_Task inputs_:
START

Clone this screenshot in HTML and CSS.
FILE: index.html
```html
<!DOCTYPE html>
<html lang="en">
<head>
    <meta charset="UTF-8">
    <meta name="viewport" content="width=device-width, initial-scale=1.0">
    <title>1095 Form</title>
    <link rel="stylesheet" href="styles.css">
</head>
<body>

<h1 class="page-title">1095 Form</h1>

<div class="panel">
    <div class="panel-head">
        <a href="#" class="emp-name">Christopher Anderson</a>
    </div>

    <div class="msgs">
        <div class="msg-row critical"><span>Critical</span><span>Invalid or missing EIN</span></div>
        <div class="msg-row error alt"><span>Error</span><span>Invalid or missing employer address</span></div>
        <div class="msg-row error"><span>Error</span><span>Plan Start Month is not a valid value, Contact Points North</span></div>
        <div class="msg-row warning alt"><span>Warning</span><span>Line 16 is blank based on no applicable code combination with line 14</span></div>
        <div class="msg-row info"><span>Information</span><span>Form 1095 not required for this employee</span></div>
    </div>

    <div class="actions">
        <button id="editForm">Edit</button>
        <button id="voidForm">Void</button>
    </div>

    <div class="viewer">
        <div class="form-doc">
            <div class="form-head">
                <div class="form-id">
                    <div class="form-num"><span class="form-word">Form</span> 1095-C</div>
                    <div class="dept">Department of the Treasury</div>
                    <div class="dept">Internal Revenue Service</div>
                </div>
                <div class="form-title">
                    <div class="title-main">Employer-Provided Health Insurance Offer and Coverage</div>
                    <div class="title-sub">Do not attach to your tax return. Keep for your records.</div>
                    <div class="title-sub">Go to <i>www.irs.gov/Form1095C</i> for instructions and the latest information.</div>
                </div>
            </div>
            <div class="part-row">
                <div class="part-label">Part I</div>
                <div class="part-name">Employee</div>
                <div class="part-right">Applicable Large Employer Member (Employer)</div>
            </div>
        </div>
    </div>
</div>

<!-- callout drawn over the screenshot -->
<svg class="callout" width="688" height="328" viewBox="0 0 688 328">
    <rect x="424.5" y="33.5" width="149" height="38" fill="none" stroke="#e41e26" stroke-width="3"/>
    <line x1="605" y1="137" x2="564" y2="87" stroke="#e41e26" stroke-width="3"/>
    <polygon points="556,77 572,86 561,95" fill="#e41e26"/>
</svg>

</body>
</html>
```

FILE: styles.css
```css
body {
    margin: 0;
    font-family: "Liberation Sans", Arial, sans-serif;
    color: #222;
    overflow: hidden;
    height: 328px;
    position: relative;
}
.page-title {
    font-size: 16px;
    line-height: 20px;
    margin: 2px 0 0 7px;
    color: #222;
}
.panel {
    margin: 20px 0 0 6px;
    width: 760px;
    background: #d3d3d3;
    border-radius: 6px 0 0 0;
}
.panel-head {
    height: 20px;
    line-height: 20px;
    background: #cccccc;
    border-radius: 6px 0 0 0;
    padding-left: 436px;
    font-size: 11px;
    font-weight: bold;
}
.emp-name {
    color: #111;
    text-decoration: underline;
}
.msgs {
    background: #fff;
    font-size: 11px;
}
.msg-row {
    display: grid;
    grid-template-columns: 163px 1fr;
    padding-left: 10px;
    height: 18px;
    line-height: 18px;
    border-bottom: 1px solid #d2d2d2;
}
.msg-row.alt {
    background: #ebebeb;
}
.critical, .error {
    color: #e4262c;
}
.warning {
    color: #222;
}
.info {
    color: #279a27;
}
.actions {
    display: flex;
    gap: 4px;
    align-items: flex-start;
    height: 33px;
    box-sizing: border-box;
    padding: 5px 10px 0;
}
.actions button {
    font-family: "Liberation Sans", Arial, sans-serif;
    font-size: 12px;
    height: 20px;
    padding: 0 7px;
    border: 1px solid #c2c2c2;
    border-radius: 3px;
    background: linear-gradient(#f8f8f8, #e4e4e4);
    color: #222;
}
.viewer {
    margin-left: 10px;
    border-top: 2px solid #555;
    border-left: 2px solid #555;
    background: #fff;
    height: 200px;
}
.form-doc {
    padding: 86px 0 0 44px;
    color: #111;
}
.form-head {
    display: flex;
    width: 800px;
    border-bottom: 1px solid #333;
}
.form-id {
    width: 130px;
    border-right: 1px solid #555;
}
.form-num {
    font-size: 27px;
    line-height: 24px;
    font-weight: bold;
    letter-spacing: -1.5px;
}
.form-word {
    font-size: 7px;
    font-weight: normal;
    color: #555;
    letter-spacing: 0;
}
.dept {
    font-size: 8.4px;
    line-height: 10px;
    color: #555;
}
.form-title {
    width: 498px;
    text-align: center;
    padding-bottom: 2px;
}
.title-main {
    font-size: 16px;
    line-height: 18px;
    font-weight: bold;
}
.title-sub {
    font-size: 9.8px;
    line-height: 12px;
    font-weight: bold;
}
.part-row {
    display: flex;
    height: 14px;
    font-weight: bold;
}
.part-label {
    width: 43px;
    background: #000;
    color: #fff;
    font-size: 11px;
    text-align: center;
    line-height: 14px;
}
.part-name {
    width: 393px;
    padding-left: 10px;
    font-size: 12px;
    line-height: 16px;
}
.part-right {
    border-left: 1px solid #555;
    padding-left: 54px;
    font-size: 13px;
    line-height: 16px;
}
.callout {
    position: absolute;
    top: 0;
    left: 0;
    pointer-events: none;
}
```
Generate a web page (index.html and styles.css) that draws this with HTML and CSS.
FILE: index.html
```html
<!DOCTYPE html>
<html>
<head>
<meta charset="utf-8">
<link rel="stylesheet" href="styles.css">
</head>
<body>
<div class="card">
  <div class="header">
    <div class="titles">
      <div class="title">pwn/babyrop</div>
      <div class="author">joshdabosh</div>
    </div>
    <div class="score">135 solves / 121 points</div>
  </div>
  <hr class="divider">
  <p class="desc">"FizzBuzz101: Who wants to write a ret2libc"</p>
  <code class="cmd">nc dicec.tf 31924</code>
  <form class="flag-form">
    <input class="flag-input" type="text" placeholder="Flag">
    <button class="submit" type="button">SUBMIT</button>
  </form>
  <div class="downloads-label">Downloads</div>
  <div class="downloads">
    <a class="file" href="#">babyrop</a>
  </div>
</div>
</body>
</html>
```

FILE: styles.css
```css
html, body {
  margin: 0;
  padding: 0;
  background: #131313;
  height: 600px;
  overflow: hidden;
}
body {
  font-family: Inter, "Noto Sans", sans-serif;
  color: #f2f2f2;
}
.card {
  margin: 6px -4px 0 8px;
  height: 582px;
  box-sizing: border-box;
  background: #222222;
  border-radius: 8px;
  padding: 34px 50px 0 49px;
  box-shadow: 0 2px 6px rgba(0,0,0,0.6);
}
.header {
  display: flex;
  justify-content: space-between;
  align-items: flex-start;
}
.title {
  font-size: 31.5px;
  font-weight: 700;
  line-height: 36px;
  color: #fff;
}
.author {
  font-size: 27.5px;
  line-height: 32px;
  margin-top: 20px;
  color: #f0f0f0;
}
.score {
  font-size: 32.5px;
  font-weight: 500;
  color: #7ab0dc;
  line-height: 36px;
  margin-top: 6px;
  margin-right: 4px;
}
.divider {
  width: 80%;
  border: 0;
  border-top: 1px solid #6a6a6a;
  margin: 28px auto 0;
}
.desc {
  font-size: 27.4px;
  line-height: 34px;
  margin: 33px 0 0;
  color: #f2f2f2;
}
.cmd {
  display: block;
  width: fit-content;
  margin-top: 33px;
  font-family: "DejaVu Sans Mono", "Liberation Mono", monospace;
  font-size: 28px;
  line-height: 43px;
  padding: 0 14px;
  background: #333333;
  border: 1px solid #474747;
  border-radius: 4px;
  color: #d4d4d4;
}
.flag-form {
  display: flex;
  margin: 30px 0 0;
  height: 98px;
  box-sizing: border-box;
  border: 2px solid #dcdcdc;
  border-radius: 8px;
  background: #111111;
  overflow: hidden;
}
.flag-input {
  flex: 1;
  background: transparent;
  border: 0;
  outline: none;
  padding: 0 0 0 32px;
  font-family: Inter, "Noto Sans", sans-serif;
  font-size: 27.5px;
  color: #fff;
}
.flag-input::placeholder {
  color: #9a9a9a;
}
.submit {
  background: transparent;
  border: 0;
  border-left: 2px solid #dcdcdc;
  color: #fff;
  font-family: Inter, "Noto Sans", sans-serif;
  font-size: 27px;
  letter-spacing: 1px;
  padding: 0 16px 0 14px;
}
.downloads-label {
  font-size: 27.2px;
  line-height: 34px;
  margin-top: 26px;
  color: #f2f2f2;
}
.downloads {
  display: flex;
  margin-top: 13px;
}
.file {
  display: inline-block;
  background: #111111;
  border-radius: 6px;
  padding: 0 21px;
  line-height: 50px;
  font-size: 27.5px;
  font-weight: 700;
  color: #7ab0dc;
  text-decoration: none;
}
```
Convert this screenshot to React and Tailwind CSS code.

END

Check every line of the data above for the string "screenshot", and copy those that have it.

Clone this screenshot in HTML and CSS.
<!-- callout drawn over the screenshot -->
Convert this screenshot to React and Tailwind CSS code.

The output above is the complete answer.